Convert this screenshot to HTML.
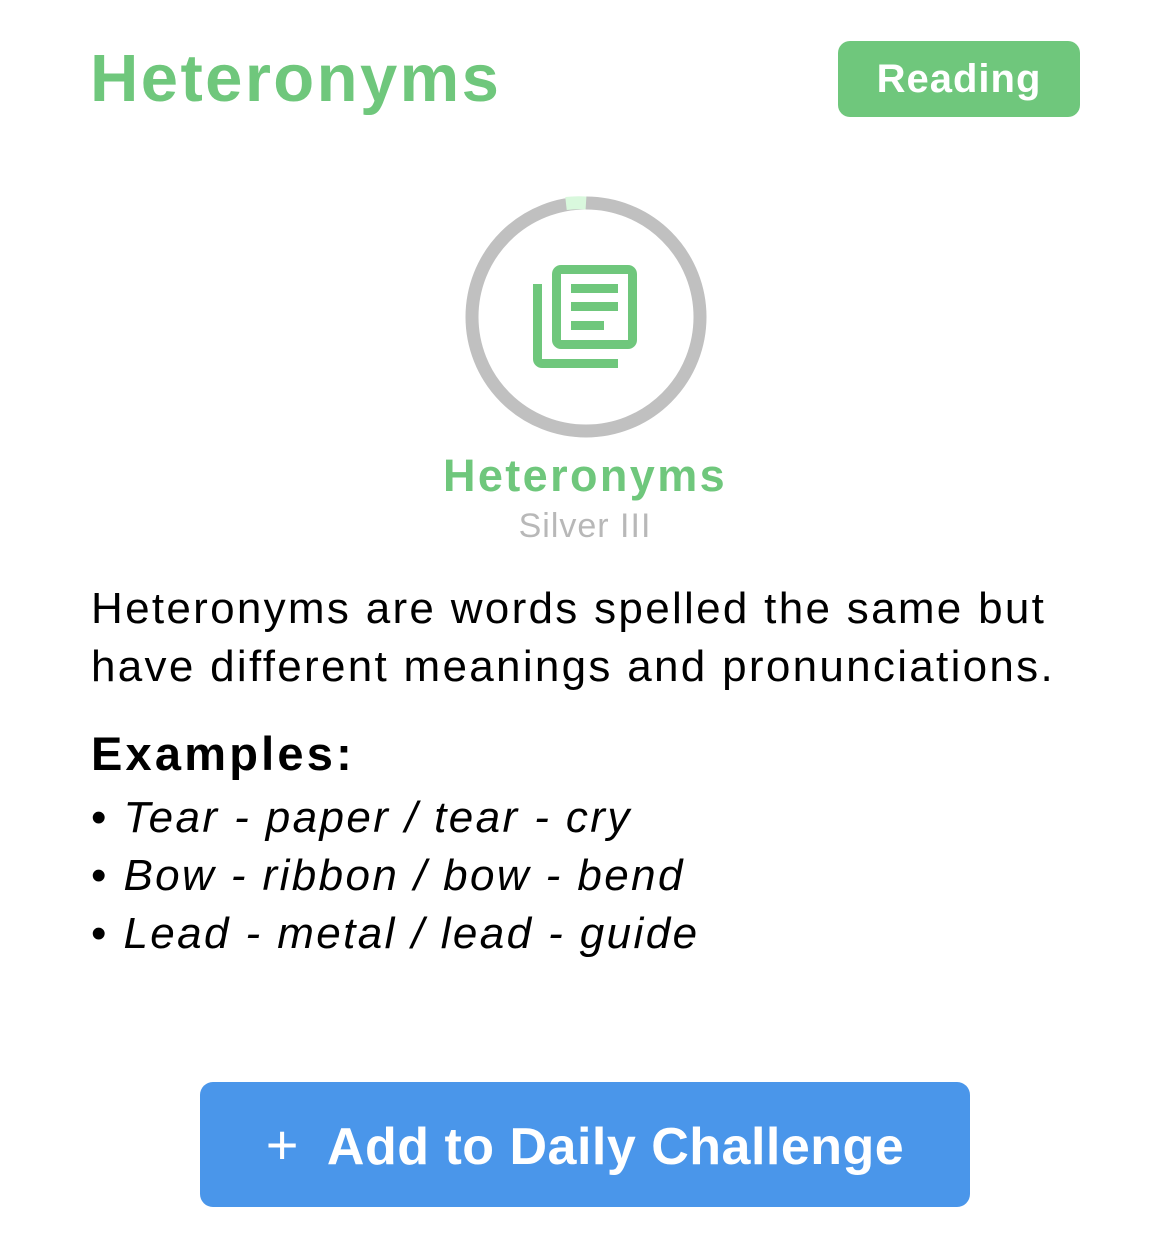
<!DOCTYPE html>
<html><head><meta charset="utf-8"><style>
body{margin:0;width:1170px;height:1239px;background:#fff;font-family:"Liberation Sans",sans-serif;position:relative;overflow:hidden}
.a{position:absolute;white-space:nowrap}
</style></head><body>
<div class="a" style="left:90px;top:40px;font-size:67px;font-weight:bold;color:#6fc77c;letter-spacing:2.4px">Heteronyms</div>
<div class="a" style="left:838px;top:41px;width:242px;height:76px;background:#6fc77c;border-radius:12px;color:#fff;font-weight:bold;font-size:40px;line-height:76px;text-align:center;letter-spacing:1px">Reading</div>
<svg class="a" style="left:0;top:0" width="1170" height="460">
<circle cx="586" cy="317" r="114" fill="none" stroke="#c0c0c0" stroke-width="13"/>
<path d="M566 203.5 A114 114 0 0 1 586 203" fill="none" stroke="#d9f8dd" stroke-width="13"/>
<g fill="#6fc77c">
<path d="M561 265 h67 a9 9 0 0 1 9 9 v66 a9 9 0 0 1 -9 9 h-67 a9 9 0 0 1 -9 -9 v-66 a9 9 0 0 1 9 -9z M561 274 v66 h67 v-66z" fill-rule="evenodd"/>
<path d="M533 284 h9 v75 h76 v9 h-76 a9 9 0 0 1 -9 -9z"/>
<rect x="571" y="284" width="47" height="9"/>
<rect x="571" y="302" width="47" height="9"/>
<rect x="571" y="321" width="33" height="9"/>
</g>
</svg>
<div class="a" style="left:0;width:1170px;text-align:center;top:450px;font-size:45px;font-weight:bold;color:#6fc77c;letter-spacing:2.4px">Heteronyms</div>
<div class="a" style="left:0;width:1170px;text-align:center;top:507px;font-size:34px;color:#b8b8b8;letter-spacing:1px">Silver III</div>
<div class="a" style="left:91px;top:580px;font-size:44px;line-height:58px;color:#000;letter-spacing:2.3px">Heteronyms are words spelled the same but<br>have different meanings and pronunciations.</div>
<div class="a" style="left:91px;top:726px;font-size:47px;font-weight:bold;color:#000;letter-spacing:3.2px">Examples:</div>
<div class="a" style="left:91px;top:789px;font-size:44px;line-height:58px;color:#000;letter-spacing:2.4px">• <i>Tear - paper / tear - cry</i><br>• <i>Bow - ribbon / bow - bend</i><br>• <i>Lead - metal / lead - guide</i></div>
<div class="a" style="left:200px;top:1082px;width:770px;height:125px;background:#4a96ea;border-radius:13px;color:#fff;font-weight:bold;font-size:52px;line-height:125px;text-align:center;letter-spacing:0.5px"><span style="font-weight:normal;font-size:56px">+</span>&nbsp; Add to Daily Challenge</div>
</body></html>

PROBLEM DETAILS → Restate the data above exactly, stripping out each image.

OUTPUT →
Convert this screenshot to HTML.
<!DOCTYPE html>
<html><head><meta charset="utf-8"><style>
body{margin:0;width:1170px;height:1239px;background:#fff;font-family:"Liberation Sans",sans-serif;position:relative;overflow:hidden}
.a{position:absolute;white-space:nowrap}
</style></head><body>
<div class="a" style="left:90px;top:40px;font-size:67px;font-weight:bold;color:#6fc77c;letter-spacing:2.4px">Heteronyms</div>
<div class="a" style="left:838px;top:41px;width:242px;height:76px;background:#6fc77c;border-radius:12px;color:#fff;font-weight:bold;font-size:40px;line-height:76px;text-align:center;letter-spacing:1px">Reading</div>
<svg class="a" style="left:0;top:0" width="1170" height="460">
<circle cx="586" cy="317" r="114" fill="none" stroke="#c0c0c0" stroke-width="13"/>
<path d="M566 203.5 A114 114 0 0 1 586 203" fill="none" stroke="#d9f8dd" stroke-width="13"/>
<g fill="#6fc77c">
<path d="M561 265 h67 a9 9 0 0 1 9 9 v66 a9 9 0 0 1 -9 9 h-67 a9 9 0 0 1 -9 -9 v-66 a9 9 0 0 1 9 -9z M561 274 v66 h67 v-66z" fill-rule="evenodd"/>
<path d="M533 284 h9 v75 h76 v9 h-76 a9 9 0 0 1 -9 -9z"/>
<rect x="571" y="284" width="47" height="9"/>
<rect x="571" y="302" width="47" height="9"/>
<rect x="571" y="321" width="33" height="9"/>
</g>
</svg>
<div class="a" style="left:0;width:1170px;text-align:center;top:450px;font-size:45px;font-weight:bold;color:#6fc77c;letter-spacing:2.4px">Heteronyms</div>
<div class="a" style="left:0;width:1170px;text-align:center;top:507px;font-size:34px;color:#b8b8b8;letter-spacing:1px">Silver III</div>
<div class="a" style="left:91px;top:580px;font-size:44px;line-height:58px;color:#000;letter-spacing:2.3px">Heteronyms are words spelled the same but<br>have different meanings and pronunciations.</div>
<div class="a" style="left:91px;top:726px;font-size:47px;font-weight:bold;color:#000;letter-spacing:3.2px">Examples:</div>
<div class="a" style="left:91px;top:789px;font-size:44px;line-height:58px;color:#000;letter-spacing:2.4px">• <i>Tear - paper / tear - cry</i><br>• <i>Bow - ribbon / bow - bend</i><br>• <i>Lead - metal / lead - guide</i></div>
<div class="a" style="left:200px;top:1082px;width:770px;height:125px;background:#4a96ea;border-radius:13px;color:#fff;font-weight:bold;font-size:52px;line-height:125px;text-align:center;letter-spacing:0.5px"><span style="font-weight:normal;font-size:56px">+</span>&nbsp; Add to Daily Challenge</div>
</body></html>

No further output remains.